"""

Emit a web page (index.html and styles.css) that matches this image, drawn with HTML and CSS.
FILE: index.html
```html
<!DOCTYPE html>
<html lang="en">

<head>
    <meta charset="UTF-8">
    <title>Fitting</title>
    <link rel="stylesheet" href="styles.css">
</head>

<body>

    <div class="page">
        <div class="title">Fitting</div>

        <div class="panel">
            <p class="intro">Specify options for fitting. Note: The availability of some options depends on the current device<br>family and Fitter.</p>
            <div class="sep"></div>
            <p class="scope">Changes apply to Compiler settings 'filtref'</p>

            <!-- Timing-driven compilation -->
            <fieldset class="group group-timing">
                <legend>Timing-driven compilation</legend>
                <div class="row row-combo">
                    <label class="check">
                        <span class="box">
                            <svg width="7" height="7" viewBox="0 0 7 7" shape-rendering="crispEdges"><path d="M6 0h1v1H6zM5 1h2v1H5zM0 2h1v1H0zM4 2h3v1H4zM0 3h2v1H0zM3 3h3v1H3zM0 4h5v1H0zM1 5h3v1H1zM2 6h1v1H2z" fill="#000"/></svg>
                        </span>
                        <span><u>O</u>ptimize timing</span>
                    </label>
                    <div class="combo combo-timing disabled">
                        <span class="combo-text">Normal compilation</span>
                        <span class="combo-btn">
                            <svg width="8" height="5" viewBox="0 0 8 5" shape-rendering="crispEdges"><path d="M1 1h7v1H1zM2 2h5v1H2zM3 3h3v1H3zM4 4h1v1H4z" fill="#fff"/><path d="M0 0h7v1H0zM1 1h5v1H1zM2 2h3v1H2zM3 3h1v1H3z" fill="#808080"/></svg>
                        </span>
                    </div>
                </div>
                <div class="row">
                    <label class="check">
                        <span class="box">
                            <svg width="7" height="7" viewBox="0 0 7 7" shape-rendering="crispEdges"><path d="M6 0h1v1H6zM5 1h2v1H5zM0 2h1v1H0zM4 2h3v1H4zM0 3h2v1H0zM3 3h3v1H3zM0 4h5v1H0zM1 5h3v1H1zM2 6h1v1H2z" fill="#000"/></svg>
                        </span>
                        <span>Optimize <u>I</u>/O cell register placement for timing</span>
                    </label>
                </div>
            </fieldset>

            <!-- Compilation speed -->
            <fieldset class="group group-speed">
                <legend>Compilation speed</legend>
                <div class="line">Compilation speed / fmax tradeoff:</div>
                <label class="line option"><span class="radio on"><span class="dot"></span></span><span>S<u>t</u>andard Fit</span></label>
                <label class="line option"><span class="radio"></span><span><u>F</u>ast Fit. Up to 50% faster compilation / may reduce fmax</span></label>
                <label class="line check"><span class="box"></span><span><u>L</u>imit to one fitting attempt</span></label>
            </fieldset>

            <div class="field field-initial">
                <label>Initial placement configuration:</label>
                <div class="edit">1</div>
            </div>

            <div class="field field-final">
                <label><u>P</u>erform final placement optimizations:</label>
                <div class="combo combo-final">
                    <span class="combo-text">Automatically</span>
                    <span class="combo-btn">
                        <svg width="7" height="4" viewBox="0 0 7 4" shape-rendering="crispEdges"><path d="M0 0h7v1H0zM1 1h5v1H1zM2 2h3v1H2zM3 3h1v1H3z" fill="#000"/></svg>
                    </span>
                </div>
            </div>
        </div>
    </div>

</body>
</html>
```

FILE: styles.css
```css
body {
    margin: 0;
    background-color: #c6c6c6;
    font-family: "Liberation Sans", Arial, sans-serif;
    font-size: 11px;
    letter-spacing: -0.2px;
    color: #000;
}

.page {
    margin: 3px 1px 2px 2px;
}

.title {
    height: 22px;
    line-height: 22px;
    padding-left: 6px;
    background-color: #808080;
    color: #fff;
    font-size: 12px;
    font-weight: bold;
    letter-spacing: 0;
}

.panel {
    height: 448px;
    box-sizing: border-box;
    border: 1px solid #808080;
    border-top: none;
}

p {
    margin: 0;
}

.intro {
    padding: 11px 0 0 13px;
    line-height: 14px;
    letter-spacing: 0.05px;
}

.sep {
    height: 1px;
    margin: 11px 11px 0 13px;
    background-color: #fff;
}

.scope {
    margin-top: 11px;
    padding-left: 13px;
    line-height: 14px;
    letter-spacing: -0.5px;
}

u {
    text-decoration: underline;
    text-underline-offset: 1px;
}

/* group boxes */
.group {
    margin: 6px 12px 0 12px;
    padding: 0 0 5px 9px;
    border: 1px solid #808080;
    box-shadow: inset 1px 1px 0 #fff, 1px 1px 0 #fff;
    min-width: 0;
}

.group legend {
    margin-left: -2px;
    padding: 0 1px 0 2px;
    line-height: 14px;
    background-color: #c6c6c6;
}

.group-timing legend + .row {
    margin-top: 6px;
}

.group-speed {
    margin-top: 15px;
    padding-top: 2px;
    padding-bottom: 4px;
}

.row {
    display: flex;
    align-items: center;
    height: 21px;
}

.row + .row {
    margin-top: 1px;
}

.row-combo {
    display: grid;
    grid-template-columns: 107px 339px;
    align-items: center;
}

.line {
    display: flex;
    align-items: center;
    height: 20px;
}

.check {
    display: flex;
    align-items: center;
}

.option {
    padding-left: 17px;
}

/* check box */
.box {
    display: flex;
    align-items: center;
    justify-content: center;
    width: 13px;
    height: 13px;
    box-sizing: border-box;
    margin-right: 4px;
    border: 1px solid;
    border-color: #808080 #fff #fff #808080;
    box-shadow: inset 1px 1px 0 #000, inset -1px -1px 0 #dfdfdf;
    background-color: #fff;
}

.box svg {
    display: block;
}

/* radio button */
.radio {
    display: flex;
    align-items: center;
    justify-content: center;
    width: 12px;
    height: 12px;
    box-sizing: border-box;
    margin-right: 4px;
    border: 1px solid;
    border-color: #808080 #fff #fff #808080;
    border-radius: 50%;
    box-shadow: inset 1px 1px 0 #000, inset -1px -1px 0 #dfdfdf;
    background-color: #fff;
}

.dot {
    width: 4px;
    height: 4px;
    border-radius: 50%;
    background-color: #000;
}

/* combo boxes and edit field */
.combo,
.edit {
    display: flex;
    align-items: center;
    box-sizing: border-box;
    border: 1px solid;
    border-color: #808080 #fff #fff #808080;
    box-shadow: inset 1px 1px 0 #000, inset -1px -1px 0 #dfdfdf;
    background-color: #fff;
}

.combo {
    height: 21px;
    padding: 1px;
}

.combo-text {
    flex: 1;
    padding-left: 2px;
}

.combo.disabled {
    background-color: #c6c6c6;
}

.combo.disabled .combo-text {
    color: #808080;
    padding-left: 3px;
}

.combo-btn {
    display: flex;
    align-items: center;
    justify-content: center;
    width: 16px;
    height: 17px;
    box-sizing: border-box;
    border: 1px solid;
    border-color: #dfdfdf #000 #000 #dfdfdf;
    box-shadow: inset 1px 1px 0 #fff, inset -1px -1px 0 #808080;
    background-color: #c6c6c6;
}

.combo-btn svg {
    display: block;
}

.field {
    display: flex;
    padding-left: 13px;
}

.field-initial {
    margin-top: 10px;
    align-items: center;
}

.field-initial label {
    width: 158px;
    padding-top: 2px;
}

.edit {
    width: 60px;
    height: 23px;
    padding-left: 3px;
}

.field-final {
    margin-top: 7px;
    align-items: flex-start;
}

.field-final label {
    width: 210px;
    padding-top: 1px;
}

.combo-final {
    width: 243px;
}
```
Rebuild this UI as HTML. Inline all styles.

"""

§ **Exercise goal**
Work through the records line by line and tally those holding "styles". Reply with the number alone.

§ **Expected answer**
4